Si en 1983 llegó a un país esperanzado a cantar su felicidad por haber vivido él mismo sus primeros años en democracia española, Serrat está ahora despidiéndose de una Argentina cansada de repetir errores que agravan sus dramas.
El país tiene hoy seis veces más pobres que cuando el Nano empezó sus giras y, como entonces, está entre las naciones con inflación más alta. Sus tasas de inseguridad han crecido, el narcotráfico floreció y se instaló en todo el país, y el miedo a ser víctima de un delito contra la propiedad no tiene antecedentes.
Los dirigentes políticos llaman la atención más por la intensidad de sus peleas que por la calidad de sus ideas. Y todo llega al paroxismo en estos mismos días con un gobierno que no es uno sino tres, negadas unas partes con las otras, sin rumbo ni vergüenza para asumir sus errores.
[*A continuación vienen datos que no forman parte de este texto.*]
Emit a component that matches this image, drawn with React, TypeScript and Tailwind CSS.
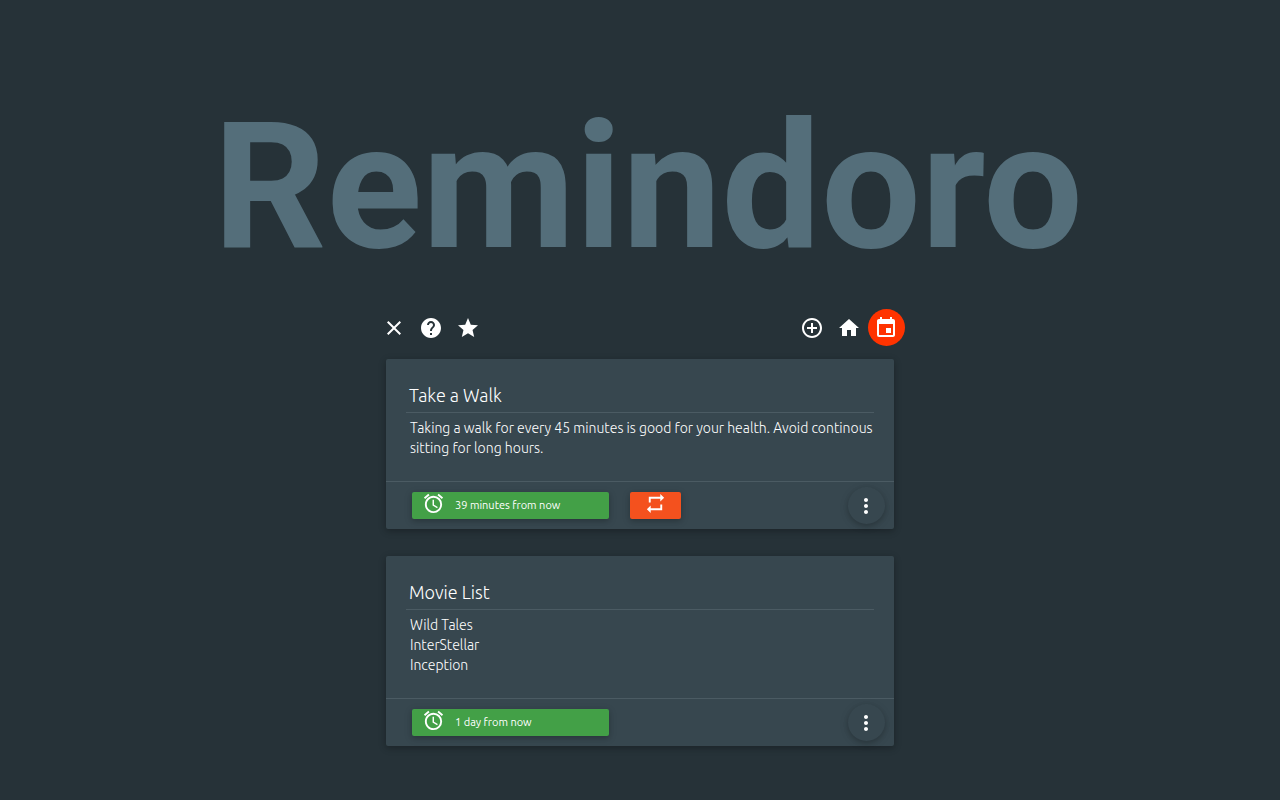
import React from "react";
import type { IconType } from "react-icons";
import {
  MdAccessAlarm,
  MdClose,
  MdControlPoint,
  MdEvent,
  MdHelp,
  MdHome,
  MdMoreVert,
  MdRepeat,
  MdStar,
} from "react-icons/md";

interface Reminder {
  title: string;
  lines: string[];
  due: string;
  repeats: boolean;
}

const reminders: Reminder[] = [
  {
    title: "Take a Walk",
    lines: [
      "Taking a walk for every 45 minutes is good for your health. Avoid continous sitting for long hours.",
    ],
    due: "39 minutes from now",
    repeats: true,
  },
  {
    title: "Movie List",
    lines: ["Wild Tales", "InterStellar", "Inception"],
    due: "1 day from now",
    repeats: false,
  },
];

function NavButton({ icon: Icon, label, active = false }: { icon: IconType; label: string; active?: boolean }) {
  return (
    <button
      type="button"
      aria-label={label}
      className={
        active
          ? "flex size-[37px] items-center justify-center rounded-full bg-[#ff3300] pr-px text-white"
          : "flex size-[37px] items-center justify-center rounded-full pr-px text-white"
      }
    >
      <Icon size={24} />
    </button>
  );
}

function ReminderCard({ reminder }: { reminder: Reminder }) {
  return (
    <article className="rounded-xs bg-[#37474f] shadow-[0_2px_5px_0_rgba(0,0,0,0.16),0_2px_10px_0_rgba(0,0,0,0.12)]">
      <div className="pt-[22px] pr-3 pb-[23px] pl-5">
        <h2 className="mr-2 border-b border-[#4b5b63] px-[3px] pb-0.5 text-lg leading-[29px] font-light text-white">
          {reminder.title}
        </h2>
        <div className="pt-[5px] pl-1 text-sm leading-5 font-light text-white">
          {reminder.lines.map((line) => (
            <p key={line}>{line}</p>
          ))}
        </div>
      </div>
      <footer className="flex h-12 items-center border-t border-[#4b5b63] pr-[9px] pl-[26px]">
        <button
          type="button"
          className="flex h-[27px] w-[197px] items-center gap-2.5 rounded-xs bg-[#43a047] px-[10px] text-left text-[11px] text-white shadow-[0_2px_5px_0_rgba(0,0,0,0.16),0_2px_10px_0_rgba(0,0,0,0.12)]"
        >
          <MdAccessAlarm size={23} className="mb-1" />
          {reminder.due}
        </button>
        {reminder.repeats && (
          <button
            type="button"
            aria-label="Repeat"
            className="ml-[21px] flex h-[27px] w-[51px] items-center justify-center rounded-xs bg-[#f4511e] pb-1 text-white shadow-[0_2px_5px_0_rgba(0,0,0,0.16),0_2px_10px_0_rgba(0,0,0,0.12)]"
          >
            <MdRepeat size={23} />
          </button>
        )}
        <button
          type="button"
          aria-label="More options"
          className="ml-auto flex size-[37px] items-center justify-center rounded-full pr-px text-white shadow-[0_2px_5px_0_rgba(0,0,0,0.16),0_2px_10px_0_rgba(0,0,0,0.12)]"
        >
          <MdMoreVert size={24} />
        </button>
      </footer>
    </article>
  );
}

export default function App() {
  return (
    <div className="min-h-screen bg-[#263238] pt-21 pb-13 font-['Ubuntu','Noto_Sans',sans-serif]">
      <h1 className="pl-4 text-center font-['Roboto',sans-serif] text-[177px] leading-[206px] font-bold text-[#546e7a]">
        Remindoro
      </h1>
      <main className="mx-auto mt-[19px] w-full max-w-[508px]">
        <nav className="-mr-[11px] -ml-2.5 flex justify-between">
          <div className="flex">
            <NavButton icon={MdClose} label="Close" />
            <NavButton icon={MdHelp} label="Help" />
            <NavButton icon={MdStar} label="Rate" />
          </div>
          <div className="flex">
            <NavButton icon={MdControlPoint} label="Add reminder" />
            <NavButton icon={MdHome} label="Home" />
            <NavButton icon={MdEvent} label="Events" active />
          </div>
        </nav>
        <div className="mt-[13px] flex flex-col gap-[27px]">
          {reminders.map((reminder) => (
            <ReminderCard key={reminder.title} reminder={reminder} />
          ))}
        </div>
      </main>
    </div>
  );
}
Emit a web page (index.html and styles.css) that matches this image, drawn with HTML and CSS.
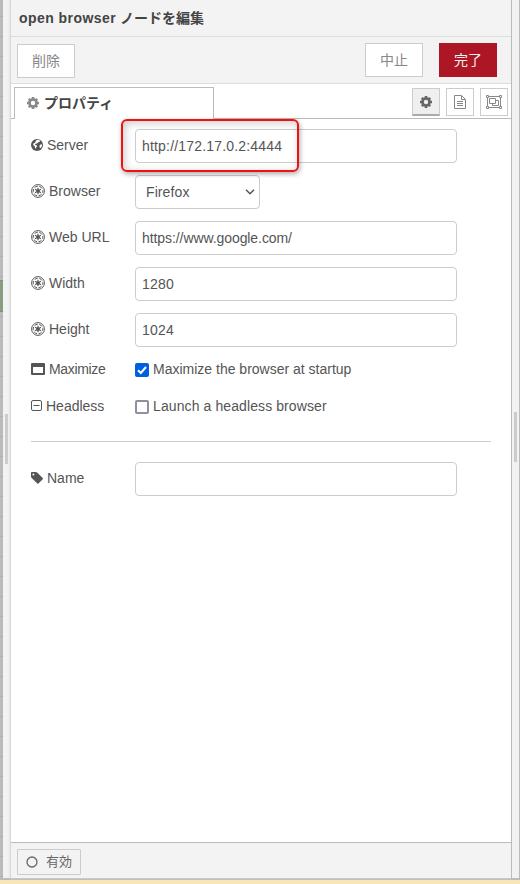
FILE: index.html
```html
<!DOCTYPE html>
<html lang="ja">
<head>
<meta charset="utf-8">
<title>open browser ノードを編集</title>
<link rel="stylesheet" href="styles.css">
</head>
<body>
<svg class="defs" width="0" height="0">
  <symbol id="gear" viewBox="0 0 14 14"><circle cx="7" cy="7" r="3.500" fill="none" stroke="currentColor" stroke-width="2.600"/><path stroke="currentColor" stroke-width="2.600" d="M7 1v2M7 11v2M1 7h2M11 7h2M2.800 2.800l1.300 1.300M9.900 9.900l1.300 1.300M2.800 11.200l1.300-1.300M9.900 4.100l1.300-1.300"/></symbol>
  <symbol id="empire" viewBox="0 0 14 14"><circle cx="7" cy="7" r="6.400" fill="none" stroke="currentColor" stroke-width="1"/><circle cx="7" cy="7" r="4.800" fill="none" stroke="currentColor" stroke-width="1" stroke-dasharray="3.400 1.626" stroke-dashoffset="1.700"/><circle cx="7" cy="7" r="1.700" fill="currentColor"/><path stroke="currentColor" stroke-width="1.200" d="M7 3.700v6.600M4.100 5.350l5.800 3.300M4.100 8.650l5.800-3.300"/></symbol>
</svg>
<div class="app">
  <div class="canvas"><i class="node"></i></div>
  <div class="separator left"><i></i></div>
  <main class="tray">
    <header><span class="type">open browser</span> ノードを編集</header>
    <div class="toolbar">
      <button class="delete">削除</button>
      <button class="cancel">中止</button>
      <button class="done">完了</button>
    </div>
    <div class="tabs">
      <div class="tab"><svg width="14" height="14"><use href="#gear"/></svg><span>プロパティ</span></div>
      <div class="views">
        <a class="selected"><svg width="14" height="14"><use href="#gear"/></svg></a>
        <a><svg width="14" height="16" viewBox="0 0 14 16"><path fill="none" stroke="currentColor" d="M1.500 1.500h7l4 4v9h-11zM8.500 1.500v4h4M4 7.500h6M4 9.500h6M4 11.500h6"/></svg></a>
        <a><svg width="16" height="14" viewBox="0 0 16 14"><path fill="none" stroke="currentColor" d="M1.500 2.500v9M14.500 2.500v9M2.500 1.500h11M2.500 12.500h11M3.500 3.500h6v5h-6zM9.500 5.500h3v5h-6v-2"/><path fill="#fff" stroke="currentColor" d="M.5.5h2v2h-2zM13.500.5h2v2h-2zM.5 11.500h2v2h-2zM13.500 11.500h2v2h-2z"/></svg></a>
      </div>
    </div>
    <form>
      <div class="row"><label for="server"><svg width="12" height="14" viewBox="0 0 12 14"><circle cx="6" cy="7" r="6" fill="currentColor"/><path fill="#fff" d="M5.500 2l1.500-.3 2.300 1-1 1.300-1.500.4-.8 1-1.500.3-.6 1 1.500.5.8 1-1 1-.3 1.500-.8-.8-.4-1.700-1.500-1.300.3-1.600 1.300-.4zM9 6.700l1.900-.4.1 1.500-.8 1.700L9 10.200 8.400 8.300z"/></svg>Server</label><div class="field"><input id="server" type="text" value="http://172.17.0.2:4444"><i class="callout"></i></div></div>
      <div class="row"><label><svg width="14" height="14"><use href="#empire"/></svg>Browser</label><div class="select">Firefox<svg width="10" height="6" viewBox="0 0 10 6"><path d="M1 .8l4 4 4-4" fill="none" stroke="currentColor" stroke-width="1.500"/></svg></div></div>
      <div class="row"><label for="url"><svg width="14" height="14"><use href="#empire"/></svg>Web URL</label><input id="url" class="tight" type="text" value="https://www.google.com/"></div>
      <div class="row"><label for="width"><svg width="14" height="14"><use href="#empire"/></svg>Width</label><input id="width" type="text" value="1280"></div>
      <div class="row"><label for="height"><svg width="14" height="14"><use href="#empire"/></svg>Height</label><input id="height" type="text" value="1024"></div>
      <div class="row check"><label class="narrow"><svg width="14" height="14" viewBox="0 0 14 14"><path fill="currentColor" fill-rule="evenodd" d="M1 1h12q1 0 1 1v10q0 1-1 1H1q-1 0-1-1V2q0-1 1-1zM2 5v6h10V5z"/></svg>Maximize</label><span class="box on"><svg width="14" height="14" viewBox="0 0 14 14"><path d="M3 7.200l2.800 2.800 5.200-6" fill="none" stroke="#fff" stroke-width="2"/></svg></span><span class="tight">Maximize the browser at startup</span></div>
      <div class="row check"><label><svg width="11" height="14" viewBox="0 0 11 14"><rect x=".5" y="1.500" width="10" height="10" rx="1.500" fill="none" stroke="currentColor"/><path stroke="currentColor" d="M2.500 6.500h6"/></svg>Headless</label><span class="box"></span><span>Launch a headless browser</span></div>
      <hr>
      <div class="row"><label for="name"><svg width="12" height="14" viewBox="0 0 12 14"><path fill="currentColor" fill-rule="evenodd" d="M0 1.800Q0 1 .8 1h4q.7 0 1.300.6L11.700 7q.6.600 0 1.200l-4.200 4.200q-.6.600-1.200 0L.7 6.900Q0 6.300 0 5.600zM2.400 2.400a1 1 0 1 0 0 2a1 1 0 1 0 0-2z"/></svg>Name</label><input id="name" type="text"></div>
    </form>
    <footer><button><svg width="12" height="12" viewBox="0 0 12 12"><circle cx="6" cy="6" r="5" fill="none" stroke="currentColor" stroke-width="1.300"/></svg>有効</button></footer>
  </main>
  <div class="separator right"><i></i></div>
</div>
</body>
</html>
```
FILE: styles.css
```css
* { box-sizing: border-box; }
body { margin: 0; height: 884px; overflow: hidden; background: #f8e6b8; color: #555; font: 14px/20px "Liberation Sans", "Noto Sans CJK JP", sans-serif; }
.defs { position: absolute; }
.app { display: flex; height: 880px; border-bottom: 2px solid #bbb; background: #f3f3f3; }
.canvas { width: 3px; padding-top: 280px; background: repeating-linear-gradient(#bbb 0 16px, #afafaf 16px 17px, #bbb 17px 20px); }
.node { display: block; height: 32px; background: #899d80; border: solid #888; border-width: 1px 0; }
.separator { width: 8px; display: flex; background: #f2f2f2; }
.separator i { width: 3px; height: 50px; background: #ccc; }
.left { border-right: 1px solid #ccc; padding: 414px 0 0 2px; }
.right { padding: 412px 0 0 2px; border-right: 1px solid #bbb; }
.tray { width: 501px; display: flex; flex-direction: column; border-right: 1px solid #bbb; background: #fff; box-shadow: -1px 0 3px #ddd; }
header { height: 37px; padding: 8px 8px; background: #f3f3f3; border-bottom: 1px solid #ddd; font-weight: bold; color: #444; white-space: nowrap; }
.type { letter-spacing: .45px; }
.toolbar { height: 47px; padding: 6px 14px 0 6px; display: flex; background: #f3f3f3; border-bottom: 1px solid #ddd; }
button { font: inherit; color: #888; background: #fff; border: 1px solid #ccc; padding: 0; }
.toolbar button { width: 58px; height: 34px; }
.toolbar .delete { margin-top: 1px; }
.toolbar .cancel { margin-left: auto; }
.toolbar .done { margin-left: 16px; color: #eee; background: #ad1625; border-color: #ad1625; }
.tabs { display: flex; height: 35px; padding: 3px 3px 0 3px; background: linear-gradient(#bbb, #bbb) bottom / 100% 1px no-repeat; }
.tab { width: 200px; height: 32px; padding: 0 0 2px 11px; display: flex; align-items: center; background: #fff; border: 1px solid #bbb; border-bottom: 0; font-weight: bold; color: #444; }
.tab svg { color: #888; margin-right: 4px; }
.views { margin-left: auto; display: flex; gap: 6px; padding-top: 1px; }
.views a { width: 28px; height: 28px; display: flex; align-items: center; justify-content: center; border: 1px solid #ccc; color: #888; }
.views .selected { background: #efefef; border-bottom: 2px solid #aaa; color: #666; }
form { flex: 1; padding: 10px 20px 0; letter-spacing: .1px; }
.row { display: flex; height: 34px; margin-bottom: 12px; }
label { width: 104px; display: flex; height: 32px; align-items: center; white-space: nowrap; letter-spacing: 0; }
label.narrow { letter-spacing: -.35px; }
label svg { margin-right: 4px; flex: none; }
input { width: 322px; height: 34px; padding: 0 6px; border: 1px solid #ccc; border-radius: 4px; background: #fff; color: #555; font: inherit; letter-spacing: .18px; }
input.tight { letter-spacing: -.08px; }
span.tight { letter-spacing: 0; }
.field { position: relative; height: 34px; }
.callout { position: absolute; left: -14px; top: -10px; width: 178px; height: 53px; border: 2px solid #f21010; border-radius: 6px; box-shadow: 1px 2px 5px #0005, inset 2px 2px 8px #0003; }
.select { width: 125px; height: 34px; padding: 0 4px 0 10px; display: flex; align-items: center; justify-content: space-between; border: 1px solid #ccc; border-radius: 4px; }
.check { height: 20px; margin-bottom: 17px; align-items: center; }
.check label { height: 20px; }
.box { width: 14px; height: 14px; margin: 1px 4px 0 0; border: 2px solid #8f8f9d; border-radius: 2px; }
.box.on { border: 0; background: #0060df; }
.box svg { display: block; }
hr { margin: 25px 0 20px; border: 0; height: 1px; background: #ccc; }
footer { height: 36px; padding: 6px; background: #f3f3f3; border-top: 1px solid #bbb; }
footer button { width: 64px; height: 26px; display: flex; align-items: center; padding-left: 8px; background: #f3f3f3; color: #666; border-radius: 1px; font-size: 13px; }
footer svg { margin-right: 8px; }
```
Serrat disimula como puede la realidad que visita y agradece tanto cariño alimentado durante décadas. Juguetea con la idea de la muerte en una maniobra que ofrece un giro sorpresivo al final.
Bien podría ser el mensaje que vino a dejar, así como hace 40 años le tocó anunciar que volvía la democracia. Habla de la muerte durante el show, pero al final, alerta con un mensaje que no podemos ignorar: “Lo que queda es el futuro, solo eso, lo que queda es el futuro”.